Müzakerelerde, mülkiyet konusunda 1974 öncesine dönülmesine ilişkin görüşmeler yapıldığı öğrenilmiştir. Bunun mümkün olamayacağı hususunda ısrarlı olunmalıdır. Evrensel hukuka göre mülkiyet konusunda nihai karar, söz konusu malın ilk sahibinde değil, son kullanıcısındadır. Üstelik bu malın 40 senedir son kullanıcısına ait olması, bu gerçeği perçinlemektedir.

Müzakereler yeniden kesintiye uğrayabilir. Ancak Rumların, bir sonraki müzakereye, o zamana kadar elde ettiklerini cebe koyarak başlayacağı dikkate alınmalıdır.

Konunun çözümü

Kıbrıs sorununun özünde, Rumların Türkleri Ada'da sindirmek, yollamak ve siyasi varlığını yok etmek amacı yatar.

Çözümden ne anlaşıldığı önemlidir. Çözüm Türkiye Cumhuriyeti ve Kıbrıs Türkünün çıkarlarına olmadığı takdirde bir anlam ifade etmez. Konuyu mutlaka çözeceğim diye bugüne kadar sürdürülen politikalar bir tarafa bırakılamaz ve katlanılan fedakârlıklar görmezden gelinemez.

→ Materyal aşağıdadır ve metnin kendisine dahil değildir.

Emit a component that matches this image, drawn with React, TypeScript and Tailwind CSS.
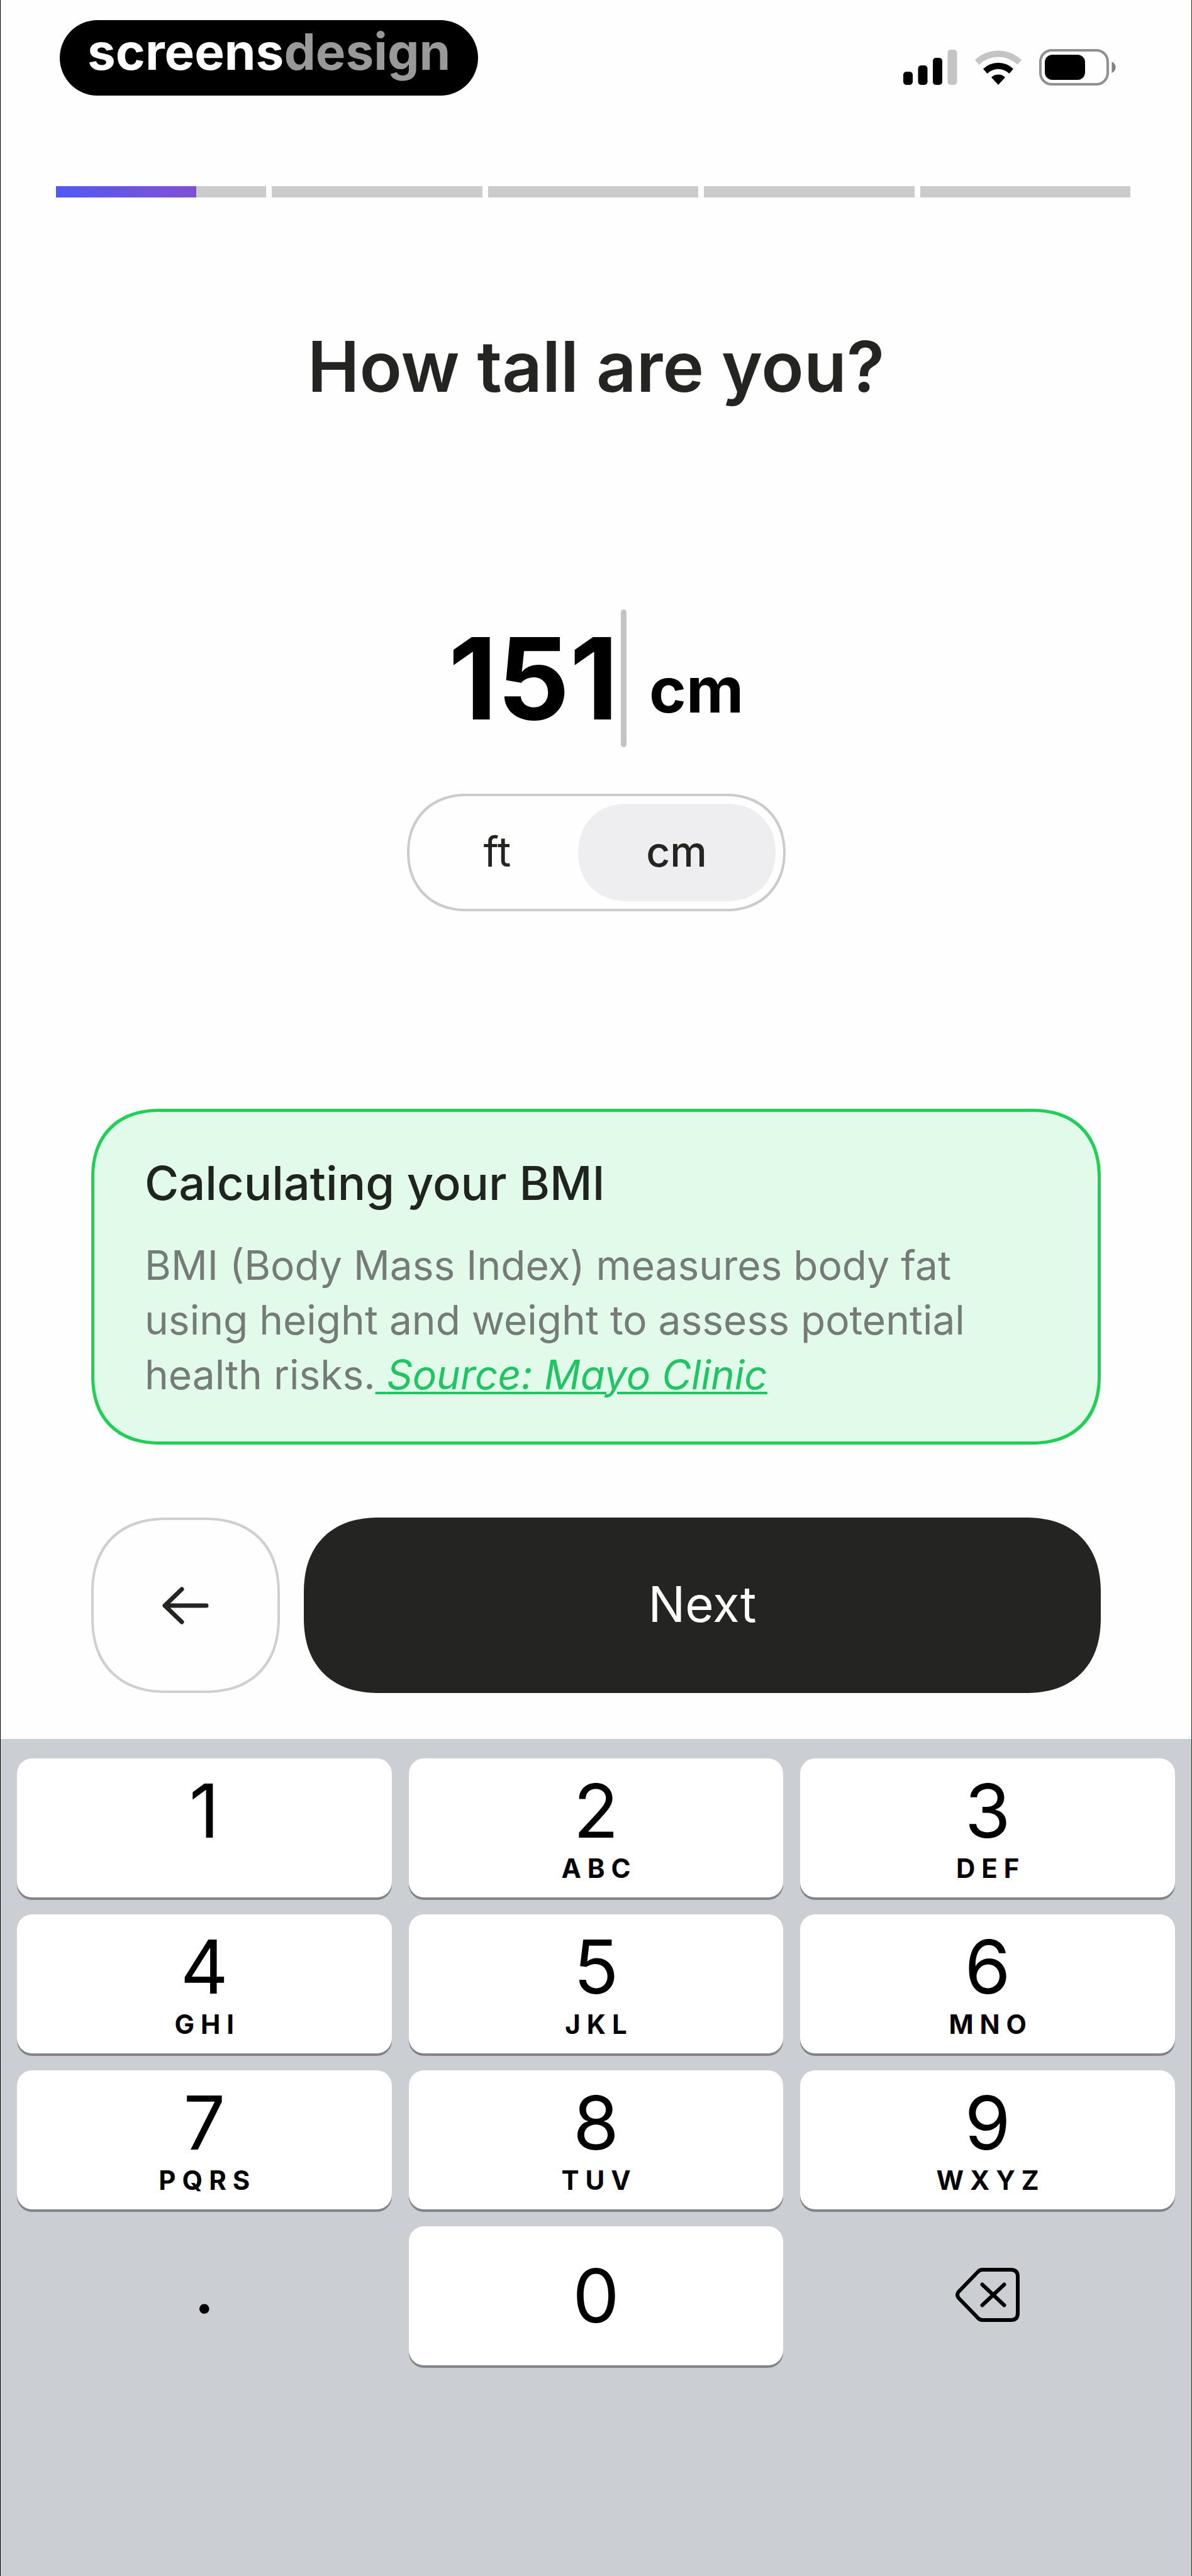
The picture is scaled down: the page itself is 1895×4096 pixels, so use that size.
import { useState } from 'react'
import { clsx } from 'clsx'

type Unit = 'ft' | 'cm'

const SEGMENTS = [66.6, 0, 0, 0, 0]

const KEYS = [
  { digit: '1', letters: '' },
  { digit: '2', letters: 'ABC' },
  { digit: '3', letters: 'DEF' },
  { digit: '4', letters: 'GHI' },
  { digit: '5', letters: 'JKL' },
  { digit: '6', letters: 'MNO' },
  { digit: '7', letters: 'PQRS' },
  { digit: '8', letters: 'TUV' },
  { digit: '9', letters: 'WXYZ' },
]

function SignalIcon() {
  return (
    <svg width="86" height="56" viewBox="0 0 86 56" aria-hidden="true">
      <rect x="0" y="35" width="15" height="21" rx="5" />
      <rect x="23.5" y="25" width="15" height="31" rx="5" />
      <rect x="47" y="13" width="15" height="43" rx="5" />
      <rect x="70.5" y="0" width="15" height="56" rx="5" fill="#c4c4c4" />
    </svg>
  )
}

function WifiIcon() {
  return (
    <svg width="74" height="56" viewBox="0 0 74 56" aria-hidden="true">
      <path d="M0 16.5a53 53 0 0 1 74 0l-6.5 7.5a43.5 43.5 0 0 0-61 0z" fill="#c4c4c4" />
      <path d="M13 30.5a34.5 34.5 0 0 1 48 0l-6.5 7.5a25 25 0 0 0-35 0z" />
      <path d="M26 44a16 16 0 0 1 22 0L37 56z" />
    </svg>
  )
}

function BatteryIcon() {
  return (
    <svg width="122" height="58" viewBox="0 0 122 58" aria-hidden="true">
      <rect x="2" y="2" width="107" height="54" rx="18" fill="none" stroke="#909090" strokeWidth="4" />
      <rect x="9" y="9" width="64" height="40" rx="12" />
      <path d="M115.5 20c3.5 1.5 6 5 6 9s-2.5 7.5-6 9z" fill="#808080" />
    </svg>
  )
}

function ArrowLeftIcon() {
  return (
    <svg width="74" height="60" viewBox="0 0 74 60" fill="none" stroke="#242422" strokeWidth="7" strokeLinecap="round" strokeLinejoin="round" aria-hidden="true">
      <path d="M70 30H4M31 4 4 30l27 26" />
    </svg>
  )
}

function BackspaceIcon() {
  return (
    <svg width="102" height="86" viewBox="0 0 102 86" fill="none" stroke="#000" strokeWidth="6" strokeLinecap="round" strokeLinejoin="round" aria-hidden="true">
      <path d="M43 3H88q11 0 11 11V72q0 11-11 11H43q-5 0-8-4L5 48q-4-5 0-10L35 7q3-4 8-4z" />
      <path d="M42.5 26.5l35 33M77.5 26.5l-35 33" />
    </svg>
  )
}

function StatusBar() {
  return (
    <header className="flex items-end justify-between pt-8 pr-[120px] pl-[94px]">
      <div className="flex h-[120px] items-center rounded-[60px] bg-black px-11 pb-5">
        <span className="text-[80px] leading-none font-bold text-white">
          screens<span className="text-[#999999]">design</span>
        </span>
      </div>
      <div className="flex items-center gap-7 pb-4">
        <SignalIcon />
        <WifiIcon />
        <BatteryIcon />
      </div>
    </header>
  )
}

function ProgressBar() {
  return (
    <div className="mt-36 mr-[97px] ml-[88px] flex gap-[9px]">
      {SEGMENTS.map((value, i) => (
        <div key={i} className="h-[18px] flex-1 bg-[#cacbcd]">
          <div className="h-full bg-linear-to-r from-[#5057f5] to-[#8050d5]" style={{ width: `${value}%` }} />
        </div>
      ))}
    </div>
  )
}

function UnitToggle({ unit, onChange }: { unit: Unit; onChange: (u: Unit) => void }) {
  return (
    <div role="group" aria-label="Unit" className="mt-[74px] flex h-[187px] rounded-[110px] border-4 border-[#cbcbcb] p-3 [corner-shape:superellipse(1.1)]">
      {(['ft', 'cm'] as const).map((u) => (
        <button
          key={u}
          type="button"
          aria-pressed={unit === u}
          onClick={() => onChange(u)}
          className={clsx(
            'rounded-[90px] pb-1 text-[66px] leading-none text-[#242422] [corner-shape:superellipse(1.1)]',
            unit === u ? 'w-[314px] bg-[#eeeef0] font-medium' : 'w-64 font-normal',
          )}
        >
          {u}
        </button>
      ))}
    </div>
  )
}

function BmiCard() {
  return (
    <section className="mt-[314px] rounded-[110px] border-[5px] border-[#20d054] bg-[#e2fae9] px-20 pt-[73px] pb-[63px] [corner-shape:superellipse(1.2)]">
      <h2 className="text-[74px] leading-[80px] font-medium text-[#20241f]">Calculating your BMI</h2>
      <p className="mt-[47px] text-[64px] leading-[87px] text-[#757b76]">
        BMI (Body Mass Index) measures body fat using height and weight to assess potential health risks.
        <a href="#source" className="text-[#1fc563] italic underline decoration-4 underline-offset-4">
          {' '}
          Source: Mayo Clinic
        </a>
      </p>
    </section>
  )
}

function Keypad({ onDigit, onDelete }: { onDigit: (d: string) => void; onDelete: () => void }) {
  const key =
    'flex h-[221px] flex-col items-center justify-center gap-3 rounded-[24px] bg-white pb-0.5 text-[118px] leading-none shadow-[0_4px_0_#808388]'

  return (
    <div className="mt-[73px] grid flex-1 grid-cols-3 content-start gap-[27px] bg-[#cbced3] px-[26px] pt-[31px] pb-20 text-black">
      {KEYS.map(({ digit, letters }) => (
        <button key={digit} type="button" className={key} onClick={() => onDigit(digit)}>
          <span>{digit}</span>
          <span className="h-[42px] pl-2.5 text-[42px] leading-none font-bold tracking-[10px]">{letters}</span>
        </button>
      ))}
      <button type="button" className="flex h-[221px] items-center justify-center pb-8 text-[118px] leading-none" onClick={() => onDigit('.')}>
        .
      </button>
      <button type="button" className={key} onClick={() => onDigit('0')}>
        0
      </button>
      <button type="button" aria-label="Delete" className="flex h-[221px] items-center justify-center pb-1" onClick={onDelete}>
        <BackspaceIcon />
      </button>
    </div>
  )
}

export default function App() {
  const [height, setHeight] = useState('151')
  const [unit, setUnit] = useState<Unit>('cm')

  return (
    <div className="flex min-h-screen flex-col border-r border-l border-r-[#0c3a0c] border-l-black bg-[#fefefe] font-[Inter,sans-serif]">
      <StatusBar />
      <ProgressBar />

      <main className="flex flex-col px-36">
        <h1 className="mt-[209px] text-center text-[111px] leading-[120px] font-semibold text-[#242422]">How tall are you?</h1>

        <div className="mt-[326px] flex flex-col items-center">
          <div className="flex h-[219px] items-center">
            <input
              aria-label="Height"
              inputMode="decimal"
              value={height}
              onChange={(e) => setHeight(e.target.value)}
              className="field-sizing-content h-[219px] bg-transparent text-right text-[180px] leading-none font-bold text-black outline-none"
            />
            <div className="ml-1 h-[219px] w-[9px] rounded-full bg-[#c4c4c4]" />
            <span className="pt-9 pl-9 text-[100px] leading-none font-bold text-black">{unit}</span>
          </div>
          <UnitToggle unit={unit} onChange={setUnit} />
        </div>

        <BmiCard />

        <div className="mt-[116px] flex h-[279px] gap-[38px]">
          <button type="button" aria-label="Back" className="flex w-[300px] items-center justify-center rounded-[120px] border-4 border-[#cfcfcf] [corner-shape:superellipse(1.2)]">
            <ArrowLeftIcon />
          </button>
          <button type="button" className="flex-1 rounded-[120px] bg-[#242422] pb-1 text-[78px] leading-none text-white [corner-shape:superellipse(1.2)]">
            Next
          </button>
        </div>
      </main>

      <Keypad onDigit={(d) => setHeight((h) => h + d)} onDelete={() => setHeight((h) => h.slice(0, -1))} />
    </div>
  )
}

Kıbrıs, Ada'daki Türkler için, güven içerisinde, hür ve egemen olarak varlıklarını devam ettirebilecekleri bir vatana sahip olunması, Türkiye için de, ulusal güvenliğinin sağlanması, Doğu Akdeniz'deki etki alanının kısıtlanmasına engel olunmaması ve milli menfaatlerinin korunması meselesidir.

Kıbrıs konusu 1974'te çözülmüş, 1983'te bitmiştir. Zaten ırkı, dili, dini, kültürü, sosyal yapısı, tarihi, hatta hiçbir şeyi birbirine benzemeyen toplumlardan müşterek bir devlet olamayacağı aşikârdır. Başkalarının menfaati için zoraki evlilik yaptırılamaz.

Müzakereler göstermelik olmalı, artık KKTC'nin mevcut sınırları içinde bağımsız devlet olarak uluslararası ortamda tanınmasına çalışılmalıdır. KKTC'nin adının, Kıbrıs Türk Cumhuriyeti (KTC) olarak anılması da uygun olacaktır.